---------- DATA SECTION

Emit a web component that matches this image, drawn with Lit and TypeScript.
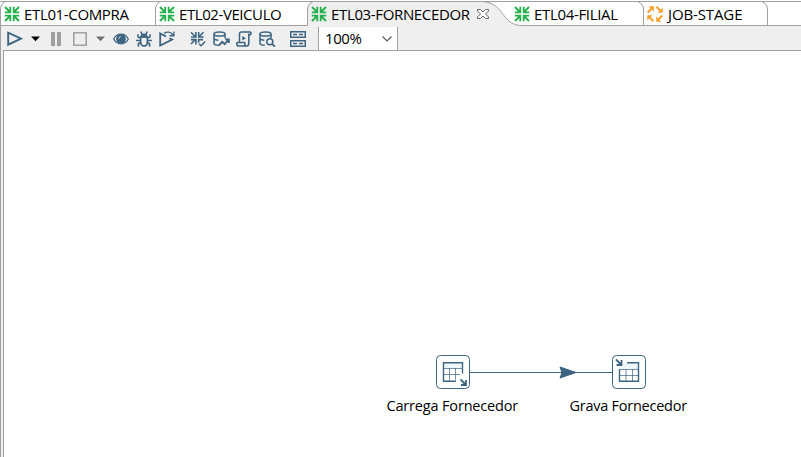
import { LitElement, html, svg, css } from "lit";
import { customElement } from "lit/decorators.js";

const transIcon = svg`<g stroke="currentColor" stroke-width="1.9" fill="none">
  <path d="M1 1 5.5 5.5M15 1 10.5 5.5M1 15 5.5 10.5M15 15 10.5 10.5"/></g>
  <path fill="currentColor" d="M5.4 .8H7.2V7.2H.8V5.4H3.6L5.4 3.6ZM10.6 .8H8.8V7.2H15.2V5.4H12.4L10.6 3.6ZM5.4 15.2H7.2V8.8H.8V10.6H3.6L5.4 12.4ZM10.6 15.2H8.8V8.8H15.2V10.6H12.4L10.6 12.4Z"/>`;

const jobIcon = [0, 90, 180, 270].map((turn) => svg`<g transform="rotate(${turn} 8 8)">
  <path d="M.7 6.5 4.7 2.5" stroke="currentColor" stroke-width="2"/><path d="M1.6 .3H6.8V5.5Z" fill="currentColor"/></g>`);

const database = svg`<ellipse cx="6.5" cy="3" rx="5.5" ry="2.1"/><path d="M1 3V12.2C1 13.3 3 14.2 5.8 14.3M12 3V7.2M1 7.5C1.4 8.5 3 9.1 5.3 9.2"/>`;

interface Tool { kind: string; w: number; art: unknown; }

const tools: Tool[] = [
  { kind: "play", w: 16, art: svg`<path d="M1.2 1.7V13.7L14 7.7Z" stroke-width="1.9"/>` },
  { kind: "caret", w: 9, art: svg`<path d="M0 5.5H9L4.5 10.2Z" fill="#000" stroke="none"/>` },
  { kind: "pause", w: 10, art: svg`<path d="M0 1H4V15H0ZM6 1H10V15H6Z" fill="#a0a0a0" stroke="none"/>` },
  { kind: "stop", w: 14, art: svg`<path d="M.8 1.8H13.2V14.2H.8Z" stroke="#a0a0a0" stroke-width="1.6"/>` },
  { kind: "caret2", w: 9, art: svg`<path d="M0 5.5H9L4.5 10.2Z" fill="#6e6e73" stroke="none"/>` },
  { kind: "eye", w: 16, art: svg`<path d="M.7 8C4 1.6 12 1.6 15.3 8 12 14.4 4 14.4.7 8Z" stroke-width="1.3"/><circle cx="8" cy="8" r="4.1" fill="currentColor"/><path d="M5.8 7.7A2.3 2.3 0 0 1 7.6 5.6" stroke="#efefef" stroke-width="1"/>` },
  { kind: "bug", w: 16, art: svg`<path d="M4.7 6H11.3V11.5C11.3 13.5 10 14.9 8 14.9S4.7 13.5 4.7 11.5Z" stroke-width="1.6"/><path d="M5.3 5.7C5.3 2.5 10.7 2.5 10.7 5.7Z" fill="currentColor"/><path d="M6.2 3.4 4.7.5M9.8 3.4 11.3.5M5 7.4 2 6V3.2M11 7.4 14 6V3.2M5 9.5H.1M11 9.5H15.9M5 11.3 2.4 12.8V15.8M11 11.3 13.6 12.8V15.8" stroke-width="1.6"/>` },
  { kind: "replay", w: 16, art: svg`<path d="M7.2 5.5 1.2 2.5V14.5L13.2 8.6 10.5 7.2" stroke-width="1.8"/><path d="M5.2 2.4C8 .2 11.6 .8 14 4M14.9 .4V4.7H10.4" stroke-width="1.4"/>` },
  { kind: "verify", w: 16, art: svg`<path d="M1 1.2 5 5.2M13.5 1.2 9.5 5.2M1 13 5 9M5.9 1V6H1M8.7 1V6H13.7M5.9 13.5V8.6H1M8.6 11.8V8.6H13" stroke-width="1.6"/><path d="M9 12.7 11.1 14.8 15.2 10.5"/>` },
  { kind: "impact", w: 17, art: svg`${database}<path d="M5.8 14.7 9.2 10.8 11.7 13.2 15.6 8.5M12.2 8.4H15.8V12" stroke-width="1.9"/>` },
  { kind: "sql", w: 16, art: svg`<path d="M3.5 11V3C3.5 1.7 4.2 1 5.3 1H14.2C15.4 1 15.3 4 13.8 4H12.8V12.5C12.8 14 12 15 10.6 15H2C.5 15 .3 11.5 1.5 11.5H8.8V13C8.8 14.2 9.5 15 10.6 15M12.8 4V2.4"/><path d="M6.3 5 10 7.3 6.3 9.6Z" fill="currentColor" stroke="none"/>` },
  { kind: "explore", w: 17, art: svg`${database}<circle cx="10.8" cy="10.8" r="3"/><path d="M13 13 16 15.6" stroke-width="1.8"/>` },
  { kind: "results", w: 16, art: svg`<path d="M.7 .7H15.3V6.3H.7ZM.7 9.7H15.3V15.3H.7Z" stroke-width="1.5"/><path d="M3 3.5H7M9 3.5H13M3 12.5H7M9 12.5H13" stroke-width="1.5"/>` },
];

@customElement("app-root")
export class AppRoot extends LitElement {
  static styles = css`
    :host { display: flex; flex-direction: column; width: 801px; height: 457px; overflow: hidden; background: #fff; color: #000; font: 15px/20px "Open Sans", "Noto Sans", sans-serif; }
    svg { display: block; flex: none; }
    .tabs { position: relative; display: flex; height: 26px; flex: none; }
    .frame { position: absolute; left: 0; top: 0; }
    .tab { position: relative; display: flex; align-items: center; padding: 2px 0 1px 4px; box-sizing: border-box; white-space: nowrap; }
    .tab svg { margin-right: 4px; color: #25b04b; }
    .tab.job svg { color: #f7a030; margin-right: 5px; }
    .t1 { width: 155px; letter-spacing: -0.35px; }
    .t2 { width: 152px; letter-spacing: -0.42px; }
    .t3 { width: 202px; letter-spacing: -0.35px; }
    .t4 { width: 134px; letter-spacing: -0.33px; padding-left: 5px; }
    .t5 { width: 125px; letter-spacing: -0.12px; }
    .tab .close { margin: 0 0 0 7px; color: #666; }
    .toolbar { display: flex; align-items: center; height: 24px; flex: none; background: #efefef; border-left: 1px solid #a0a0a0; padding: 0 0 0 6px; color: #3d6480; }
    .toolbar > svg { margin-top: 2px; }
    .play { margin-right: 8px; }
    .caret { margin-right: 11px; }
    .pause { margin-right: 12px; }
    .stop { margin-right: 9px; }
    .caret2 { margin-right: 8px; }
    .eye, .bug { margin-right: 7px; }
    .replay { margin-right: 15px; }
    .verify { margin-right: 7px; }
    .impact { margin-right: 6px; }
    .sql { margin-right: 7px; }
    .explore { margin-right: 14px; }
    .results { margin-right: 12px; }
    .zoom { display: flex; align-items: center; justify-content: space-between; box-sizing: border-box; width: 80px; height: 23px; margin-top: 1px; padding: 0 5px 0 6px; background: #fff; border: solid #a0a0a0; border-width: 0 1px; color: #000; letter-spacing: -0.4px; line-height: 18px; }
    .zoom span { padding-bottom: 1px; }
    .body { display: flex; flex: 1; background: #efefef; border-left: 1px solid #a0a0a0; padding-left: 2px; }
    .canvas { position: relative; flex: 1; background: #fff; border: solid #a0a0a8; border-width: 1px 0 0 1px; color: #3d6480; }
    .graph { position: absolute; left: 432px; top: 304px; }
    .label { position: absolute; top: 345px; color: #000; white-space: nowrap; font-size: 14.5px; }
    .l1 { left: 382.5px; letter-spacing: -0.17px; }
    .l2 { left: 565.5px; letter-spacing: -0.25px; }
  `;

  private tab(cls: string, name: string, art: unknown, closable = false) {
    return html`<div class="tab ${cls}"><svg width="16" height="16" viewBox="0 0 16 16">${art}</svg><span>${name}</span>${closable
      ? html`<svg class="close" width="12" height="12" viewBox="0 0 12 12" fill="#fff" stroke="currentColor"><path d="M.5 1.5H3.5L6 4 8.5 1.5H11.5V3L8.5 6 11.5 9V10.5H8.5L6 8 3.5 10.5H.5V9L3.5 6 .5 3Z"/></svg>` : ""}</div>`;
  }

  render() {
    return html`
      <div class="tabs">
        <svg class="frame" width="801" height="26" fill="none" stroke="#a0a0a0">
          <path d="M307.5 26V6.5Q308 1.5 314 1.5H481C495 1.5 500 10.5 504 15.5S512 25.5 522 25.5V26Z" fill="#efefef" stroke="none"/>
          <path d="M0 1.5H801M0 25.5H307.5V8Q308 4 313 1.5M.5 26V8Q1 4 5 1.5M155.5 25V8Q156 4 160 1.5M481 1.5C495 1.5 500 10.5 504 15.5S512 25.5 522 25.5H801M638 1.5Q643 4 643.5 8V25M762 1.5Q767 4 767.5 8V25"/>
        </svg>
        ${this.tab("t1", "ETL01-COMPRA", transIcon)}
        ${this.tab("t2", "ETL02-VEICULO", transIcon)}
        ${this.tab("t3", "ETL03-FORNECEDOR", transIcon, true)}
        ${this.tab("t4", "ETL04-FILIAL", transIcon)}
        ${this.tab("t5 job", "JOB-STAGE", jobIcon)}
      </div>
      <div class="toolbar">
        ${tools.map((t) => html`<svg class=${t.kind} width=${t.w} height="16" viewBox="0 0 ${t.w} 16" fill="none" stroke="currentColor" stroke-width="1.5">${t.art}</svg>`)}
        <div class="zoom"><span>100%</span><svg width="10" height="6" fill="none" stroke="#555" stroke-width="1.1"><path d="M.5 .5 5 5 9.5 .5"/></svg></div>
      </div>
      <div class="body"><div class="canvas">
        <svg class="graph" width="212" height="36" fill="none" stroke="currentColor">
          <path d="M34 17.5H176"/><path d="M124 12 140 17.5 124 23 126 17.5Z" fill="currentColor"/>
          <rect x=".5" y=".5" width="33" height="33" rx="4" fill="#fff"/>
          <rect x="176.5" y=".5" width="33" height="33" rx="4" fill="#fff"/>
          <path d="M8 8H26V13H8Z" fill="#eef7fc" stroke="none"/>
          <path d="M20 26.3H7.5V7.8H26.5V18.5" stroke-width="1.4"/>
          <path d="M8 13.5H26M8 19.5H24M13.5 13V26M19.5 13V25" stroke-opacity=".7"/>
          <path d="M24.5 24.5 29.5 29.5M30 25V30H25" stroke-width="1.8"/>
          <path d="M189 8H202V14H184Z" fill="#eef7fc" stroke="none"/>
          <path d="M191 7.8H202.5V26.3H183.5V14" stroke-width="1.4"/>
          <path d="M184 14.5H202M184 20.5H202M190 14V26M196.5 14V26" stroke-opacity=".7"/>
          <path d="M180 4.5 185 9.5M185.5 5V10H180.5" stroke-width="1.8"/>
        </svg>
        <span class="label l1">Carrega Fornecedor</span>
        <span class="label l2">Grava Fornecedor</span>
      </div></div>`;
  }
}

--------------------
---------- DATA SECTION

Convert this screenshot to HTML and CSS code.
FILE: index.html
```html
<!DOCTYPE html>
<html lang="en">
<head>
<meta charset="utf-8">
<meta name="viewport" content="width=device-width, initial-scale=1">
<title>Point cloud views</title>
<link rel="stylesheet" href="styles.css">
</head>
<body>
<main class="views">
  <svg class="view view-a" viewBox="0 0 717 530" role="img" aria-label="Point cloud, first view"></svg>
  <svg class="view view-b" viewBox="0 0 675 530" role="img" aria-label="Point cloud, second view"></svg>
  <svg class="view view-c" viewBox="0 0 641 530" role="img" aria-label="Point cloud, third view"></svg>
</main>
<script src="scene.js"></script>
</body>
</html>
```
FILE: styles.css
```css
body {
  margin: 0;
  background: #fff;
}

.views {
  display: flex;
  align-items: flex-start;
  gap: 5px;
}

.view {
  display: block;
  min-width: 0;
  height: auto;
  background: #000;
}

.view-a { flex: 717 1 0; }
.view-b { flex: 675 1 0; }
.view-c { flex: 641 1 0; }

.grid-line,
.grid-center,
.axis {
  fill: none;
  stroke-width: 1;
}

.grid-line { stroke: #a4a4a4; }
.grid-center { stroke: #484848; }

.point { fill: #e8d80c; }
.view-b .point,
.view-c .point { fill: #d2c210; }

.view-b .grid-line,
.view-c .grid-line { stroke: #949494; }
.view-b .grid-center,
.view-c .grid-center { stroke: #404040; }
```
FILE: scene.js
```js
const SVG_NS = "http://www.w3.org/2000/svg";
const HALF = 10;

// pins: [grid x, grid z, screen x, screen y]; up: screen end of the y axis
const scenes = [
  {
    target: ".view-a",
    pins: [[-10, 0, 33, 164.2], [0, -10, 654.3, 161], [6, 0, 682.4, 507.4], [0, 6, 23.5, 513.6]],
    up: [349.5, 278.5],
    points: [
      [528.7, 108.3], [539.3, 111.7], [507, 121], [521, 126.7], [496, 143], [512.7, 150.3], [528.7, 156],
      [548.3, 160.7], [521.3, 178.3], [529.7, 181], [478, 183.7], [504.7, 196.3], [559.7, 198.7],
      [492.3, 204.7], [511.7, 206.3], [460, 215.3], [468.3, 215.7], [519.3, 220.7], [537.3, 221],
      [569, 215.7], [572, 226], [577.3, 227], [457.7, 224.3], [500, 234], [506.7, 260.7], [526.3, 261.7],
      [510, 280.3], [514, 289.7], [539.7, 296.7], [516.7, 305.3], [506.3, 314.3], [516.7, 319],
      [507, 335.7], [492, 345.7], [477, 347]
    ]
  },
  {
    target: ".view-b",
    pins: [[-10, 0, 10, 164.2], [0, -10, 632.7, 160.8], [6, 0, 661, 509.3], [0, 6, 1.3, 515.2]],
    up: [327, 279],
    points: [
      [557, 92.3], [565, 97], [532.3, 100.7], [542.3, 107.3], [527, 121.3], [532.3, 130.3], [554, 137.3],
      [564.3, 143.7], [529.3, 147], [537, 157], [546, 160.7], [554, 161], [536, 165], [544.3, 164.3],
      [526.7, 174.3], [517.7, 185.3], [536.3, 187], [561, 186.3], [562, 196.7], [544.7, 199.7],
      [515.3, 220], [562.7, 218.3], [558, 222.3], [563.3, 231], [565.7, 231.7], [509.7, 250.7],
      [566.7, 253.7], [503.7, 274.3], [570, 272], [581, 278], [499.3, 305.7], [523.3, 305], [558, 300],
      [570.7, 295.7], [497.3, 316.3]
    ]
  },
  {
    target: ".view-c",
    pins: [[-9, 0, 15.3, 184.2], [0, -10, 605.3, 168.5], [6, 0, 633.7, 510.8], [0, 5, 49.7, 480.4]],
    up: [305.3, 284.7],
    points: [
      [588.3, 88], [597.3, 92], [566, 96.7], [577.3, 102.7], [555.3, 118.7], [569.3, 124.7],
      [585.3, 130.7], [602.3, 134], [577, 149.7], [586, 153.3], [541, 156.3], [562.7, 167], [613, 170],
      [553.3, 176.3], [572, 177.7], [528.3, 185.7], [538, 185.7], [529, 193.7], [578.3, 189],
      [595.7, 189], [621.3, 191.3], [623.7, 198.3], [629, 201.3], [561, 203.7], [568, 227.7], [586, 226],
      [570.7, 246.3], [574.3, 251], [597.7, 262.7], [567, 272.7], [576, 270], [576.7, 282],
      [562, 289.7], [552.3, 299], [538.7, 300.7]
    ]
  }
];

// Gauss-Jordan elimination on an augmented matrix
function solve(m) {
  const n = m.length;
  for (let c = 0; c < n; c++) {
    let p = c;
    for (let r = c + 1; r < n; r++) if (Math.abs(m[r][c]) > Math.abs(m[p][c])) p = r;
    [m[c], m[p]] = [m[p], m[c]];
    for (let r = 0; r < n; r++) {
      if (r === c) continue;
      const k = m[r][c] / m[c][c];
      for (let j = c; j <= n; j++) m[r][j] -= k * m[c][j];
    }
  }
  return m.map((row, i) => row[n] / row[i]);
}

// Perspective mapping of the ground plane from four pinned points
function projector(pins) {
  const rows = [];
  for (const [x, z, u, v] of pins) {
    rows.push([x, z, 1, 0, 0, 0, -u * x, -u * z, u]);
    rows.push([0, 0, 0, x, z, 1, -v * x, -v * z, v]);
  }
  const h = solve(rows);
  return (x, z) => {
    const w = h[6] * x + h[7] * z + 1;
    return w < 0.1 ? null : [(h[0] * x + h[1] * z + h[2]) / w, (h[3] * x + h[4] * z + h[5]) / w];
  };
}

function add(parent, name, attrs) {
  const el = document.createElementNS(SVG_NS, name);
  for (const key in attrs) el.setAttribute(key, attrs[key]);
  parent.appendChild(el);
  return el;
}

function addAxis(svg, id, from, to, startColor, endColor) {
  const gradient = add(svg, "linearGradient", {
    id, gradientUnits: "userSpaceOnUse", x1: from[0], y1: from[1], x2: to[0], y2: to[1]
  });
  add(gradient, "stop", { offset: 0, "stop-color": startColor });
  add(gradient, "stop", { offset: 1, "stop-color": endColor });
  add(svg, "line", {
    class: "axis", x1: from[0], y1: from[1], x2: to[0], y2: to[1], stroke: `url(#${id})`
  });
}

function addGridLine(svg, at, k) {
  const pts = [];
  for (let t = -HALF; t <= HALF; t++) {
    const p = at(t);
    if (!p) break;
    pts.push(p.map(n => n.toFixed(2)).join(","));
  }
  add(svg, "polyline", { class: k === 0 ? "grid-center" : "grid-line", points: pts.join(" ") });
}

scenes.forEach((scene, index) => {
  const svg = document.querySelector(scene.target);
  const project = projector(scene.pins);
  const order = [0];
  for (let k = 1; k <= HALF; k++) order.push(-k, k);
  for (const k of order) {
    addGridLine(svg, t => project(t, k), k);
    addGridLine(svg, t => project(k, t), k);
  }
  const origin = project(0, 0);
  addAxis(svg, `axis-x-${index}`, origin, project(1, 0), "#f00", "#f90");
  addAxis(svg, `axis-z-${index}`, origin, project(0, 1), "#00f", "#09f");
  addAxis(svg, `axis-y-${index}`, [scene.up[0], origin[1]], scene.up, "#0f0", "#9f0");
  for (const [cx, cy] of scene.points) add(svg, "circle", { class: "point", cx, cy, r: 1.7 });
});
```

--------------------

DIRECTIONS: Read through the lines above and collect those that contain the string "this".

FINAL ANSWER:
Emit a web component that matches this image, drawn with Lit and TypeScript.
        ${this.tab("t1", "ETL01-COMPRA", transIcon)}
        ${this.tab("t2", "ETL02-VEICULO", transIcon)}
        ${this.tab("t3", "ETL03-FORNECEDOR", transIcon, true)}
        ${this.tab("t4", "ETL04-FILIAL", transIcon)}
        ${this.tab("t5 job", "JOB-STAGE", jobIcon)}
Convert this screenshot to HTML and CSS code.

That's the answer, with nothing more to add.